Reproduce each line of the listing exactly.
※
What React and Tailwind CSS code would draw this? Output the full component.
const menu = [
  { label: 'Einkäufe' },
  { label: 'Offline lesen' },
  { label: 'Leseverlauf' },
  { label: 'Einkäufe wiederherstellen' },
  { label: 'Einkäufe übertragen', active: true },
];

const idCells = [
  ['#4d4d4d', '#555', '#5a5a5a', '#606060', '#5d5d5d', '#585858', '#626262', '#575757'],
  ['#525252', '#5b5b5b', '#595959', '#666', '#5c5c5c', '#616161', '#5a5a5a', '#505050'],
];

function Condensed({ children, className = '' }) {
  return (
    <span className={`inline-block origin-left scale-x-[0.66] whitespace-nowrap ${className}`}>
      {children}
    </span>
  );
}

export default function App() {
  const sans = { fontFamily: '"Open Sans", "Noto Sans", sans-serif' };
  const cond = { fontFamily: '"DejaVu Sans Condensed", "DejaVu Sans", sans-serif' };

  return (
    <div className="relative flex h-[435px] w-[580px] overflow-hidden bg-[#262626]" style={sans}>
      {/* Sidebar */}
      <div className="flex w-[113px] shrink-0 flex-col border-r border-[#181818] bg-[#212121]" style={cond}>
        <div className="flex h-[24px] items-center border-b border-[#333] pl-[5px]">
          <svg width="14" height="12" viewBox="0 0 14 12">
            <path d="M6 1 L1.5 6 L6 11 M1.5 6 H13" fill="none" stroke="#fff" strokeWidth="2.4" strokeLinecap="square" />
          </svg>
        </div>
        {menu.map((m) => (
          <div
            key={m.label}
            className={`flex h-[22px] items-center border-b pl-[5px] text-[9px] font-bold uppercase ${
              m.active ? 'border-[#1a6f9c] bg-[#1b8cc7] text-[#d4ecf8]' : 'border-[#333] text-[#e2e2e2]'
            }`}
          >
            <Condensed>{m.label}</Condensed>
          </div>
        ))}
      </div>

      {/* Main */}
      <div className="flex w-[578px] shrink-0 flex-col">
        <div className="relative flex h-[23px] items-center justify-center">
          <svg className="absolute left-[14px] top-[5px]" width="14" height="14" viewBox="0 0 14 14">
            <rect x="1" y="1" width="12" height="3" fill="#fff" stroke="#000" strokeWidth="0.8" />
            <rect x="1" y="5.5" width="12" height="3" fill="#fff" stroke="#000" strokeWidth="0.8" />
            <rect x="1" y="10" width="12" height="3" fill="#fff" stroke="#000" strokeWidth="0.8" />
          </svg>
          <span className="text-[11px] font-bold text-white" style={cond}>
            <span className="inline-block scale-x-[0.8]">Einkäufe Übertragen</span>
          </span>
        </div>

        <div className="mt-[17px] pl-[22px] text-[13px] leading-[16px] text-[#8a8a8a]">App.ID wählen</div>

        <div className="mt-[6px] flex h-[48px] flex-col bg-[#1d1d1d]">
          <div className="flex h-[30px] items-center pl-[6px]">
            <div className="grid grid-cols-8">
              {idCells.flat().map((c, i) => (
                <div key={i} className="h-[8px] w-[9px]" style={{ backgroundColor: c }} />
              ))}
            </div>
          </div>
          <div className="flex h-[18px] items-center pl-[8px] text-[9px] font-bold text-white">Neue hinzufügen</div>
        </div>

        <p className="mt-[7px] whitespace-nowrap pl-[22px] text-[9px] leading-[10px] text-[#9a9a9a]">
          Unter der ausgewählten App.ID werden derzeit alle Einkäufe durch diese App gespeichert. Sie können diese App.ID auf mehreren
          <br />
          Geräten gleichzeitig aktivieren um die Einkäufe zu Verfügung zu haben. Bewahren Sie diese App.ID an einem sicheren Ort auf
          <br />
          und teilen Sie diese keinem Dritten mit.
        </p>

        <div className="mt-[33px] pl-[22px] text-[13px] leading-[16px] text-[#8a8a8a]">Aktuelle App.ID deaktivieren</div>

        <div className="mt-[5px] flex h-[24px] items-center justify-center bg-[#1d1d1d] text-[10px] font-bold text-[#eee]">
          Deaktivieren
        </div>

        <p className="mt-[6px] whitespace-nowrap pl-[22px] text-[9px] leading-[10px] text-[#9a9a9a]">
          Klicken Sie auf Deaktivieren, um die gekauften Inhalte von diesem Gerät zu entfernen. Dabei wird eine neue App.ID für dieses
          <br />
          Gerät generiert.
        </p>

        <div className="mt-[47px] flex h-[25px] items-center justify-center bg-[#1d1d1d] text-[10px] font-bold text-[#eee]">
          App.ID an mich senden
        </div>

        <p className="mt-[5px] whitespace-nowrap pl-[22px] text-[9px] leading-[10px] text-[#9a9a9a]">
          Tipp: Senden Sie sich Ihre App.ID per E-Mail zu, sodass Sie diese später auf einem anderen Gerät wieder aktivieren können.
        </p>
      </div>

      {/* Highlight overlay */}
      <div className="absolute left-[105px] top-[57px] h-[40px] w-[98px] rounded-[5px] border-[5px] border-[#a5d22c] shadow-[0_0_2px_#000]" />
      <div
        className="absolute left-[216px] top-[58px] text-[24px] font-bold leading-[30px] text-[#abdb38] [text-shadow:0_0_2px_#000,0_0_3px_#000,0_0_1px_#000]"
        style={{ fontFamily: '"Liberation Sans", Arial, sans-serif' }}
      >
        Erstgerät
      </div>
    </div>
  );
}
※
TASK RESULT:
What React and Tailwind CSS code would draw this? Output the full component.
const menu = [
  { label: 'Einkäufe' },
  { label: 'Offline lesen' },
  { label: 'Leseverlauf' },
  { label: 'Einkäufe wiederherstellen' },
  { label: 'Einkäufe übertragen', active: true },
];

const idCells = [
  ['#4d4d4d', '#555', '#5a5a5a', '#606060', '#5d5d5d', '#585858', '#626262', '#575757'],
  ['#525252', '#5b5b5b', '#595959', '#666', '#5c5c5c', '#616161', '#5a5a5a', '#505050'],
];

function Condensed({ children, className = '' }) {
  return (
    <span className={`inline-block origin-left scale-x-[0.66] whitespace-nowrap ${className}`}>
      {children}
    </span>
  );
}

export default function App() {
  const sans = { fontFamily: '"Open Sans", "Noto Sans", sans-serif' };
  const cond = { fontFamily: '"DejaVu Sans Condensed", "DejaVu Sans", sans-serif' };

  return (
    <div className="relative flex h-[435px] w-[580px] overflow-hidden bg-[#262626]" style={sans}>
      {/* Sidebar */}
      <div className="flex w-[113px] shrink-0 flex-col border-r border-[#181818] bg-[#212121]" style={cond}>
        <div className="flex h-[24px] items-center border-b border-[#333] pl-[5px]">
          <svg width="14" height="12" viewBox="0 0 14 12">
            <path d="M6 1 L1.5 6 L6 11 M1.5 6 H13" fill="none" stroke="#fff" strokeWidth="2.4" strokeLinecap="square" />
          </svg>
        </div>
        {menu.map((m) => (
          <div
            key={m.label}
            className={`flex h-[22px] items-center border-b pl-[5px] text-[9px] font-bold uppercase ${
              m.active ? 'border-[#1a6f9c] bg-[#1b8cc7] text-[#d4ecf8]' : 'border-[#333] text-[#e2e2e2]'
            }`}
          >
            <Condensed>{m.label}</Condensed>
          </div>
        ))}
      </div>

      {/* Main */}
      <div className="flex w-[578px] shrink-0 flex-col">
        <div className="relative flex h-[23px] items-center justify-center">
          <svg className="absolute left-[14px] top-[5px]" width="14" height="14" viewBox="0 0 14 14">
            <rect x="1" y="1" width="12" height="3" fill="#fff" stroke="#000" strokeWidth="0.8" />
            <rect x="1" y="5.5" width="12" height="3" fill="#fff" stroke="#000" strokeWidth="0.8" />
            <rect x="1" y="10" width="12" height="3" fill="#fff" stroke="#000" strokeWidth="0.8" />
          </svg>
          <span className="text-[11px] font-bold text-white" style={cond}>
            <span className="inline-block scale-x-[0.8]">Einkäufe Übertragen</span>
          </span>
        </div>

        <div className="mt-[17px] pl-[22px] text-[13px] leading-[16px] text-[#8a8a8a]">App.ID wählen</div>

        <div className="mt-[6px] flex h-[48px] flex-col bg-[#1d1d1d]">
          <div className="flex h-[30px] items-center pl-[6px]">
            <div className="grid grid-cols-8">
              {idCells.flat().map((c, i) => (
                <div key={i} className="h-[8px] w-[9px]" style={{ backgroundColor: c }} />
              ))}
            </div>
          </div>
          <div className="flex h-[18px] items-center pl-[8px] text-[9px] font-bold text-white">Neue hinzufügen</div>
        </div>

        <p className="mt-[7px] whitespace-nowrap pl-[22px] text-[9px] leading-[10px] text-[#9a9a9a]">
          Unter der ausgewählten App.ID werden derzeit alle Einkäufe durch diese App gespeichert. Sie können diese App.ID auf mehreren
          <br />
          Geräten gleichzeitig aktivieren um die Einkäufe zu Verfügung zu haben. Bewahren Sie diese App.ID an einem sicheren Ort auf
          <br />
          und teilen Sie diese keinem Dritten mit.
        </p>

        <div className="mt-[33px] pl-[22px] text-[13px] leading-[16px] text-[#8a8a8a]">Aktuelle App.ID deaktivieren</div>

        <div className="mt-[5px] flex h-[24px] items-center justify-center bg-[#1d1d1d] text-[10px] font-bold text-[#eee]">
          Deaktivieren
        </div>

        <p className="mt-[6px] whitespace-nowrap pl-[22px] text-[9px] leading-[10px] text-[#9a9a9a]">
          Klicken Sie auf Deaktivieren, um die gekauften Inhalte von diesem Gerät zu entfernen. Dabei wird eine neue App.ID für dieses
          <br />
          Gerät generiert.
        </p>

        <div className="mt-[47px] flex h-[25px] items-center justify-center bg-[#1d1d1d] text-[10px] font-bold text-[#eee]">
          App.ID an mich senden
        </div>

        <p className="mt-[5px] whitespace-nowrap pl-[22px] text-[9px] leading-[10px] text-[#9a9a9a]">
          Tipp: Senden Sie sich Ihre App.ID per E-Mail zu, sodass Sie diese später auf einem anderen Gerät wieder aktivieren können.
        </p>
      </div>

      {/* Highlight overlay */}
      <div className="absolute left-[105px] top-[57px] h-[40px] w-[98px] rounded-[5px] border-[5px] border-[#a5d22c] shadow-[0_0_2px_#000]" />
      <div
        className="absolute left-[216px] top-[58px] text-[24px] font-bold leading-[30px] text-[#abdb38] [text-shadow:0_0_2px_#000,0_0_3px_#000,0_0_1px_#000]"
        style={{ fontFamily: '"Liberation Sans", Arial, sans-serif' }}
      >
        Erstgerät
      </div>
    </div>
  );
}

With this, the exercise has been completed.